2.    verklaart klachtonderdeel 1, voor zover het ziet op schending van gedragsregel 17 en voor zover het is ingediend door klager sub 1 niet-ontvankelijk, en voor het overige ongegrond.

 

 

Aldus beslist door mr. M.M.T. Coenegracht, voorzitter, mrs. A. Groenewoud en  A.J.F. van Dok, leden, bijgestaan door mr. T.H.G. van de Langenberg als griffier en uitgesproken ter openbare zitting van 20 november 2017.

 

 

Griffier                                                            Voorzitter

 

 

mededelingen van de griffier ter informatie:

Deze beslissing is in afschrift op 21 november 2017

 

verzonden aan:

-            klagers

-            verweerder

-            de deken van de Orde van Advocaten in het arrondissement Oost-Brabant

-            de deken van de Nederlandse Orde van Advocaten

-            het College van Toezicht van de Nederlandse Orde van Advocaten

-            de secretaris van de Nederlandse Orde van Advocaten

 

             Van deze beslissing, voor zover deze ziet op klachtonderdeel 1, hoger beroep bij het Hof van Discipline open voor:

-           klager sub 1

-           verweerder

-           de deken van de Orde van Advocaten in het arrondissement Oost-Brabant

-           de deken van de Nederlandse Orde van Advocaten

 

             Van deze beslissing staat, voor zover deze ziet op klachtonderdeel 2, hoger beroep bij het Hof van Discipline open voor:

-           klagers

-           verweerder

-           de deken van de Orde van Advocaten in het arrondissement Oost-Brabant

-           de deken van de Nederlandse Orde van Advocaten

 

             Het hoger beroep moet binnen een termijn van 30 dagen na verzending van de beslissing worden ingesteld door middel van indiening van een beroepschrift, waarin de gronden van het beroep zijn vermeld en van een motivering zijn voorzien.

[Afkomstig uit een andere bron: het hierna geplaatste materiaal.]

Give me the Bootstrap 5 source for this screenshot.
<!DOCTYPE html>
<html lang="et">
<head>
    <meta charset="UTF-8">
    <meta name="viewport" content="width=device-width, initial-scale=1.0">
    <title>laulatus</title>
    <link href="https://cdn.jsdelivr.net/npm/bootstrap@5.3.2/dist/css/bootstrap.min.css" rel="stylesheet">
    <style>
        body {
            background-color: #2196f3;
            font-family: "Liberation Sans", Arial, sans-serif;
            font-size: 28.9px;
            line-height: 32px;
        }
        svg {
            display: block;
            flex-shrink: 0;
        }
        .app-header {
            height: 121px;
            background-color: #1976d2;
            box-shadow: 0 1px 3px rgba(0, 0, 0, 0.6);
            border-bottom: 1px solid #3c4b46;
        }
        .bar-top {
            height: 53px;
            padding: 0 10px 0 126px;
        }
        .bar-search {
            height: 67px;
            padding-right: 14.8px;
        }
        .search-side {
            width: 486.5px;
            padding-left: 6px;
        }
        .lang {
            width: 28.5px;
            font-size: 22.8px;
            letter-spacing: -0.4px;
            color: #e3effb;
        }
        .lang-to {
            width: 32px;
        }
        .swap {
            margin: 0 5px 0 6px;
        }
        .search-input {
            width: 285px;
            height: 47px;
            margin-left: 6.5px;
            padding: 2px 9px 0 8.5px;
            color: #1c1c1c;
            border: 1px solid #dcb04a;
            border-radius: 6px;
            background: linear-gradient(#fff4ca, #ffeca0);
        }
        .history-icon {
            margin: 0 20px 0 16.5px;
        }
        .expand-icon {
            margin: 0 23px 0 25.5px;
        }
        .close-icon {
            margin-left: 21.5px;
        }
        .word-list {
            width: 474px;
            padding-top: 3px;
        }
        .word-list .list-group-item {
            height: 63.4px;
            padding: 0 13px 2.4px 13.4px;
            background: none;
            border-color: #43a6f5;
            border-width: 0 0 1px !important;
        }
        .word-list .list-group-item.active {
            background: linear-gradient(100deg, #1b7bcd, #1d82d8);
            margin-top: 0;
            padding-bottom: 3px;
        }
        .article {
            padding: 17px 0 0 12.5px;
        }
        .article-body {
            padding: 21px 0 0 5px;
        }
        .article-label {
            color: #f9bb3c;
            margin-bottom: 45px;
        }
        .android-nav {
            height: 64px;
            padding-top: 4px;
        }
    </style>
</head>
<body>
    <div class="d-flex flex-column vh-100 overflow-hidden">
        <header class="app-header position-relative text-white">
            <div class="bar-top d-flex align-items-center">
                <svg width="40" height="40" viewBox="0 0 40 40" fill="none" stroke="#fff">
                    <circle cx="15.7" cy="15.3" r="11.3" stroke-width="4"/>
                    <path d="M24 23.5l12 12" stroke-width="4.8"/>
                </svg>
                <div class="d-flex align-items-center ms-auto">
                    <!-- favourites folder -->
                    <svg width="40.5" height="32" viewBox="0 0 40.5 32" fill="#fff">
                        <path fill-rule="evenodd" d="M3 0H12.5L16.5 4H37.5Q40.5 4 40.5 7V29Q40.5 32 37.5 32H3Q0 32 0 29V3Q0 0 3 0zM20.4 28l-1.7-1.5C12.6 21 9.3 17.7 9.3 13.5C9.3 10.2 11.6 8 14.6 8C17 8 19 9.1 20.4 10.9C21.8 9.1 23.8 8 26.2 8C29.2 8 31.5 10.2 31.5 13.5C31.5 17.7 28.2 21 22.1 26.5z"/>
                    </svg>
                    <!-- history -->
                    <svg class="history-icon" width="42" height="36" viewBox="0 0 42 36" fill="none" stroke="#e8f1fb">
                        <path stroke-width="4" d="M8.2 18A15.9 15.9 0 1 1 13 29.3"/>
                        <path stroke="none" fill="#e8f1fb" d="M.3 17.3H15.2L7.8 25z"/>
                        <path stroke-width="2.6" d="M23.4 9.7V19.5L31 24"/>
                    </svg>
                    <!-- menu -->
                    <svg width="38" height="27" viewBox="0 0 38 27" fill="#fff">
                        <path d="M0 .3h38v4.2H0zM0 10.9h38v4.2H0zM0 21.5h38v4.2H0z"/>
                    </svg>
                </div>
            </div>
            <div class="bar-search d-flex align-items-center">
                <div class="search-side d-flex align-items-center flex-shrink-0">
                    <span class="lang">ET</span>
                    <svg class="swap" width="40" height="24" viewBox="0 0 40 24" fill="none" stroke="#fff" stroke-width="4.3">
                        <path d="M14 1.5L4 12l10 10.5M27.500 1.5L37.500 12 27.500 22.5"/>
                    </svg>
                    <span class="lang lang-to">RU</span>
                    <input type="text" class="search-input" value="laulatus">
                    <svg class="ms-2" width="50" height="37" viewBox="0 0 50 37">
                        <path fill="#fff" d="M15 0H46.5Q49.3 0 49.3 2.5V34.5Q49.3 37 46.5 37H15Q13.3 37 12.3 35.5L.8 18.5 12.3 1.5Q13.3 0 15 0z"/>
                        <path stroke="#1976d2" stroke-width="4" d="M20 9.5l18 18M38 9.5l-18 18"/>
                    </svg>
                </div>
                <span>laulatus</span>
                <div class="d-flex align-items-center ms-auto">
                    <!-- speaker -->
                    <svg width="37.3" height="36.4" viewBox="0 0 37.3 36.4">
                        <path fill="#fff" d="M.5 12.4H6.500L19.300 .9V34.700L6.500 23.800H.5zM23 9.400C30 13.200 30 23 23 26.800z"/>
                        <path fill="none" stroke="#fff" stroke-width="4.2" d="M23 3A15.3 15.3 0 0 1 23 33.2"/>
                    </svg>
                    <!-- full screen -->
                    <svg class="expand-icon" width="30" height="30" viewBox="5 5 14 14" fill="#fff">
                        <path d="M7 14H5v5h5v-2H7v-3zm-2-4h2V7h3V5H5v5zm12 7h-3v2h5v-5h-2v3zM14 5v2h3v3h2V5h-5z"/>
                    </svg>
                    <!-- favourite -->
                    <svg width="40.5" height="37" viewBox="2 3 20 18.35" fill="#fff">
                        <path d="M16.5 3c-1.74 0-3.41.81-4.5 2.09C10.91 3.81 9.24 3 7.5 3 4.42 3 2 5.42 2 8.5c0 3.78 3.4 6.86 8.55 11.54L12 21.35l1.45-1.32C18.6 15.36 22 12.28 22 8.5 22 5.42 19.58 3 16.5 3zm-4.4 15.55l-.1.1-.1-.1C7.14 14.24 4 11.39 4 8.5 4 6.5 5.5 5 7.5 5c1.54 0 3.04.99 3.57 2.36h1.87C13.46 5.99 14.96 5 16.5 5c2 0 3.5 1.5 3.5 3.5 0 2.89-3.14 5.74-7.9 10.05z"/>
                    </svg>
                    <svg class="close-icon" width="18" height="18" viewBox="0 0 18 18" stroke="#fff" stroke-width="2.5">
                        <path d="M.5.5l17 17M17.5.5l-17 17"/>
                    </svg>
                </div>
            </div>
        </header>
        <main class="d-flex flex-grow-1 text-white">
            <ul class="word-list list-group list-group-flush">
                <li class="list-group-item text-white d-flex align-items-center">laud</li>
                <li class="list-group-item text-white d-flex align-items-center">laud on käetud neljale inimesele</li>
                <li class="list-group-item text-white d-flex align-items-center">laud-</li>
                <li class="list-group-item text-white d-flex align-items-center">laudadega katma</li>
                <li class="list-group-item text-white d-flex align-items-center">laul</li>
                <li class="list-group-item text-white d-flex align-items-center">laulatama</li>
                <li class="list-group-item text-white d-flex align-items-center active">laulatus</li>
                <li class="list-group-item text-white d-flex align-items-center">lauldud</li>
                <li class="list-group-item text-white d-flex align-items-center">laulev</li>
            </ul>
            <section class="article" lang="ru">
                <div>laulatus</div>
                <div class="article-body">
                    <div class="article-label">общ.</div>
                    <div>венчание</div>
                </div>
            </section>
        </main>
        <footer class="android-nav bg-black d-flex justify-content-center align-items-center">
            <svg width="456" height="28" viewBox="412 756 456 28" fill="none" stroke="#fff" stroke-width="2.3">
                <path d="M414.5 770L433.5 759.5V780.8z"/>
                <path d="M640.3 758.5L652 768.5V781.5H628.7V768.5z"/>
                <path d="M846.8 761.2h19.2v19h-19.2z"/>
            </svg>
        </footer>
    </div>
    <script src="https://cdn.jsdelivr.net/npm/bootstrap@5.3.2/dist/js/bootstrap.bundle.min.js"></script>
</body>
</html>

Het beroepschrift moet in zevenvoud worden ingediend tezamen met zes afschriften van de beslissing waarvan beroep.

 

             De eerste dag van de termijn van 30 dagen is de dag volgend op de dag van de verzending van de beslissing. Uiterlijk op de dertigste dag van die termijn moet het beroepschrift dus in het bezit zijn van de griffie van het Hof van Discipline. Verlenging van de termijn van 30 dagen is niet mogelijk.

             Het beroepschrift kan op de volgende wijzen worden ingediend bij het Hof van Discipline:

             a.         Per post

             Het postadres van de griffie van het Hof van Discipline is:

             Postbus 85452, 2508 CD Den Haag

 

             b.         Bezorging

             De griffie is gevestigd aan het adres:

             Kneuterdijk 1, 2514 EM Den Haag

 

             Teneinde er zeker van te zijn dat voor de ontvangst getekend kan worden of dat pakketten die niet in een reguliere brievenbus besteld kunnen worden, afgegeven kunnen worden dient u telefonisch contact op te nemen met de griffie van het hof.

             Het telefoonnummer van het Hof van Discipline is 088-2053777

 

             c.         Per fax

             Het faxnummer van het Hof van Discipline is 088-2053701

             Tegelijkertijd met de indiening per fax dient het beroepschrift tezamen met de beslissing waarvan beroep in het vereiste aantal per post te worden toegezonden aan de griffie van het hof.

             d.         Per e-mail

             Het e-mailadres van het Hof van Discipline is: griffie@hofvandiscipline.nl.

             Tegelijkertijd  met de indiening per e-mail dient het beroepschrift tezamen met de beslissing waarvan beroep in het vereiste aantal per post, voorzien van een originele handtekening, te worden toegezonden aan de griffie van het hof.